On Anxiety’s Kiss, punk veterans Coliseum are back with a heavy, dark, melodic new album. The band’s maturity and experience are evident here even to someone who, like this reviewer, was woefully ignorant of their music until now. If you, like me, have somehow stayed in the dark about Coliseum this long, this album is a fine entry point. Unfortunately, my outsider status means I can’t comment on how long-time fans might find this release. It's hard for me to imagine that they would be displeased.
Anxiety’s Kiss is a taut, no-filler kind of album. Every song makes a solid impression. The sound is a blend of post-hardcore with post-punk, and while the ratio of each varies from track to track, there’s a nice consistency in how the album explores the space between these two genres.
The first four tracks lean more to the Fugazi-esque side, with lots of powerful riffs, bouncy bass, and earnest shouting. “Wrong Goodbye” might be the best of this bunch.
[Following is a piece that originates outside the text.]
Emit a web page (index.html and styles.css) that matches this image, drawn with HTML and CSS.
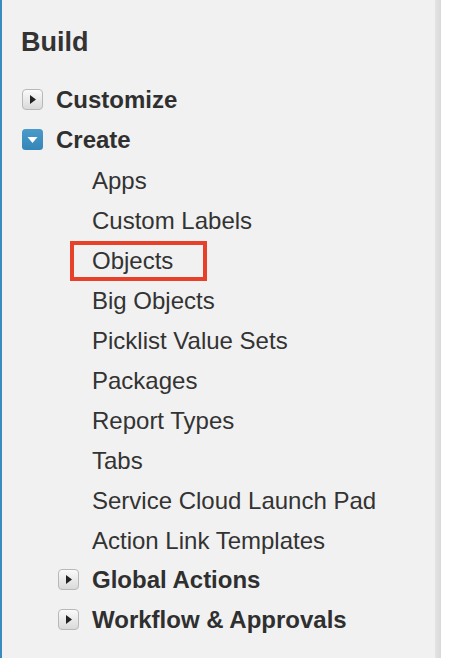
FILE: index.html
```html
<!DOCTYPE html>
<html>
<head>
<meta charset="utf-8">
<link rel="stylesheet" href="styles.css">
</head>
<body>
<div class="panel">
  <h2 class="title">Build</h2>
  <div class="row">
    <svg class="icon" width="21" height="21" viewBox="0 0 21 21">
      <defs>
        <linearGradient id="g1" x1="0" y1="0" x2="0" y2="1">
          <stop offset="0" stop-color="#fbfbfb"/>
          <stop offset="1" stop-color="#d9d9d9"/>
        </linearGradient>
      </defs>
      <rect x="0.5" y="0.5" width="20" height="20" rx="3.5" fill="url(#g1)" stroke="#b8b8b8"/>
      <polygon points="8,6 14,10.5 8,15" fill="#222"/>
    </svg>
    <span class="label">Customize</span>
  </div>
  <div class="row">
    <svg class="icon" width="21" height="21" viewBox="0 0 21 21">
      <defs>
        <linearGradient id="g2" x1="0" y1="0" x2="0" y2="1">
          <stop offset="0" stop-color="#4a9acb"/>
          <stop offset="1" stop-color="#3585b8"/>
        </linearGradient>
      </defs>
      <rect x="0" y="0" width="21" height="21" rx="3.5" fill="url(#g2)"/>
      <polygon points="5.5,8 15.5,8 10.5,14" fill="#fff"/>
    </svg>
    <span class="label">Create</span>
  </div>
  <ul class="items">
    <li class="item">Apps</li>
    <li class="item">Custom Labels</li>
    <li class="item marked">Objects<span class="highlight"></span></li>
    <li class="item">Big Objects</li>
    <li class="item">Picklist Value Sets</li>
    <li class="item">Packages</li>
    <li class="item">Report Types</li>
    <li class="item">Tabs</li>
    <li class="item">Service Cloud Launch Pad</li>
    <li class="item">Action Link Templates</li>
  </ul>
  <div class="subgroup">
    <div class="row">
      <svg class="icon" width="21" height="21" viewBox="0 0 21 21">
        <rect x="0.5" y="0.5" width="20" height="20" rx="3.5" fill="url(#g1)" stroke="#b8b8b8"/>
        <polygon points="8,6 14,10.5 8,15" fill="#222"/>
      </svg>
      <span class="label">Global Actions</span>
    </div>
    <div class="row">
      <svg class="icon" width="21" height="21" viewBox="0 0 21 21">
        <rect x="0.5" y="0.5" width="20" height="20" rx="3.5" fill="url(#g1)" stroke="#b8b8b8"/>
        <polygon points="8,6 14,10.5 8,15" fill="#222"/>
      </svg>
      <span class="label">Workflow &amp; Approvals</span>
    </div>
  </div>
</div>
</body>
</html>
```
FILE: styles.css
```css
html, body {
  margin: 0;
  padding: 0;
  background: #ffffff;
}
body {
  font-family: "Liberation Sans", Arial, Helvetica, sans-serif;
  color: #333333;
}
.panel {
  box-sizing: border-box;
  width: 441px;
  height: 658px;
  border-left: 2px solid #3a8bbd;
  background: linear-gradient(to right, #f1f1f1 0, #f1f1f1 calc(100% - 6px), #e4e4e4 calc(100% - 6px), #d9d9d9 100%);
  padding: 26px 0 0 20px;
  overflow: hidden;
}
.title {
  margin: 0 0 22px -1px;
  font-size: 27px;
  line-height: 32px;
  font-weight: bold;
  color: #333333;
}
.row {
  display: flex;
  align-items: center;
  gap: 13px;
  height: 40px;
}
.icon {
  flex: none;
  display: block;
  margin-top: -1px;
}
.label {
  font-size: 24px;
  line-height: 40px;
  font-weight: bold;
  color: #2f2f2f;
}
.items {
  list-style: none;
  margin: 1px 0 0 0;
  padding: 0 0 0 70px;
}
.item {
  font-size: 24px;
  line-height: 40px;
  height: 40px;
  color: #333333;
}
.marked {
  position: relative;
}
.highlight {
  position: absolute;
  left: -22px;
  top: 0;
  width: 137px;
  height: 40px;
  box-sizing: border-box;
  border: 4px solid #e8412a;
}
.subgroup {
  margin-top: -1px;
  padding-left: 36px;
}
```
Lean and super hooky, it’s a bass showcase with restrained guitar and arrestingly distorted vocals.
At tracks five and six, the album takes an abrupt turn for the gothic. “Dark Light of Seduction,” with its lurching, downbeat tempo and dark, jarring guitars, is redolent of The Banshees and Disintegration-era Cure. “Sharp Fangs, Pale Flesh” riffs shamelessly on vampire imagery, it’s sparse guitars and quavering vocals invoking classic deathrock acts like Christian Death and Kommunity FK. It’s a sexy bloodsucker anthem on the level of Concrete Blonde’s “Bloodletting” and I can easily imagine all the spooky black-clad kids getting down to it in the club.
I have to pause here and say that it’s heartwarming to hear a punk band give such an intelligent and heartfelt tribute to goth, a genre often unjustly scorned by punks as being melodramatic and silly.
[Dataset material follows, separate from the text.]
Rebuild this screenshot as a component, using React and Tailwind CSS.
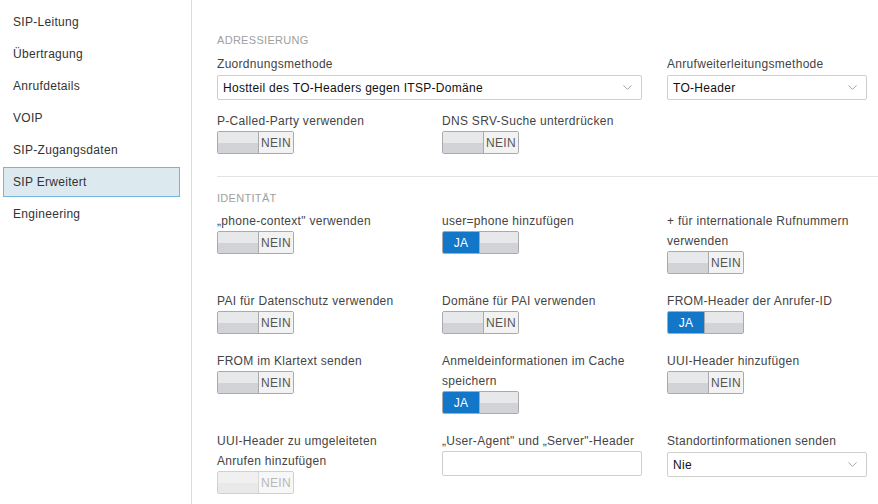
import { ChevronDown } from 'lucide-react';

const navItems = ['SIP-Leitung', 'Übertragung', 'Anrufdetails', 'VOIP', 'SIP-Zugangsdaten', 'SIP Erweitert', 'Engineering'];

function Toggle({ on, disabled }) {
    const knob = (
        <div className="w-[40px] h-full flex flex-col">
            <div className={`flex-1 ${disabled ? 'bg-[#f0f0f0]' : 'bg-[#e7e8ea]'}`}></div>
            <div className={`flex-1 ${disabled ? 'bg-[#e9e9e9]' : 'bg-[#d2d3d6]'}`}></div>
        </div>
    );
    return (
        <div className={`w-[77px] h-[23px] flex rounded-[2px] border overflow-hidden
                        ${disabled ? 'border-[#d0d0d0]' : 'border-[#a9aaad]'}`}>
            {on ? (
                <>
                    <div className="w-[38px] h-full bg-[#1277c9] text-white flex items-center
                                    justify-center text-[12px]">JA</div>
                    <div className="border-l border-[#a9aaad]"></div>
                    {knob}
                </>
            ) : (
                <>
                    {knob}
                    <div className={`border-l ${disabled ? 'border-[#d8d8d8]' : 'border-[#a9aaad]'}`}></div>
                    <div className={`flex-1 h-full flex items-center justify-center text-[12px]
                                    ${disabled ? 'bg-[#f7f7f7] text-[#b8b8b8]' : 'bg-[#f2f2f2] text-[#555]'}`}>
                        NEIN
                    </div>
                </>
            )}
        </div>
    );
}

function Select({ value, width }) {
    return (
        <div className={`mt-[1px] ${width} h-[25px] border border-[#cfcfcf] rounded-[2px] bg-white
                        flex items-center justify-between pl-[5px] pr-[6px]`}>
            <span className="text-[12px] text-[#111]">{value}</span>
            <ChevronDown size={15} strokeWidth={1.2} className="text-[#888]" />
        </div>
    );
}

function Field({ label, children }) {
    return (
        <div>
            <p className="pt-[2px] text-[12px] leading-[20px] text-[#444]">{label}</p>
            {children}
        </div>
    );
}

function SectionTitle({ children }) {
    return (
        <p className="text-[11px] leading-[14px] text-[#a0a0a0] uppercase">{children}</p>
    );
}

export default function App() {
    return (
        <div className="w-[878px] h-[504px] bg-white flex overflow-hidden tracking-[0.3px]"
             style={{ fontFamily: '"Liberation Sans", Arial, sans-serif' }}>
            <div className="w-[192px] shrink-0 border-r border-[#dcdcdc] pt-[6px]">
                {navItems.map((item) => (
                    <div key={item} className="h-[32px] flex items-center">
                        <div className={`ml-[3px] w-[177px] h-[30px] flex items-center pl-[9px]
                                        text-[12px] text-[#333]
                                        ${item === 'SIP Erweitert'
                                            ? 'bg-[#dce9ef] border border-[#72b6de]'
                                            : 'border border-transparent'}`}>
                            {item}
                        </div>
                    </div>
                ))}
            </div>

            <div className="flex-1 pl-[25px] pt-[33px]">
                <SectionTitle>Adressierung</SectionTitle>
                <div className="grid grid-cols-[225px_225px_225px] mt-[5px]">
                    <div className="col-span-2">
                        <Field label="Zuordnungsmethode">
                            <Select value="Hostteil des TO-Headers gegen ITSP-Domäne" width="w-[425px]" />
                        </Field>
                    </div>
                    <Field label="Anrufweiterleitungsmethode">
                        <Select value="TO-Header" width="w-[200px]" />
                    </Field>
                </div>
                <div className="grid grid-cols-[225px_225px_225px] mt-[9px]">
                    <Field label="P-Called-Party verwenden"><Toggle /></Field>
                    <Field label="DNS SRV-Suche unterdrücken"><Toggle /></Field>
                </div>

                <div className="border-t border-[#e3e3e3] mt-[22px] mb-[14px]"></div>

                <SectionTitle>Identität</SectionTitle>
                <div className="grid grid-cols-[225px_225px_225px] gap-y-[15px] mt-[4px]">
                    <Field label={'„phone-context" verwenden'}><Toggle /></Field>
                    <Field label="user=phone hinzufügen"><Toggle on /></Field>
                    <Field label={<>+ für internationale Rufnummern<br />verwenden</>}><Toggle /></Field>

                    <Field label="PAI für Datenschutz verwenden"><Toggle /></Field>
                    <Field label="Domäne für PAI verwenden"><Toggle /></Field>
                    <Field label="FROM-Header der Anrufer-ID"><Toggle on /></Field>

                    <Field label="FROM im Klartext senden"><Toggle /></Field>
                    <Field label={<>Anmeldeinformationen im Cache<br />speichern</>}><Toggle on /></Field>
                    <Field label="UUI-Header hinzufügen"><Toggle /></Field>

                    <Field label={<>UUI-Header zu umgeleiteten<br />Anrufen hinzufügen</>}><Toggle disabled /></Field>
                    <Field label={'„User-Agent" und „Server"-Header'}>
                        <div className="w-[200px] h-[25px] border border-[#cfcfcf] rounded-[2px] bg-white"></div>
                    </Field>
                    <Field label="Standortinformationen senden">
                        <Select value="Nie" width="w-[200px]" />
                    </Field>
                </div>
            </div>
        </div>
    );
}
At track seven, the album gets even more interesting. “Come Down” marks a return to post-hardcore flavor in terms of its heartily shouted and manfully declaimed vocals, but the dark guitar riff and the tom-heavy drumbeat are pure post-punk. “Sunlight in a Snowstorm” is similar, featuring Joy Division-style shuffling beat and jangling guitar on the verse, before returning to more epic and manly punk riffs on the chorus and bridge. “Driver At Dusk” is just plain weird, an eerie soundscape of guitar harmonics and feedback with ominous, mumbled vocals and no beat. “Escape Yr Skull” is bright and fuzzy, a mellow, upbeat closer that nicely resolves the album.
This is an exceptionally strong release by an unusually capable and creative band at their remarkable best.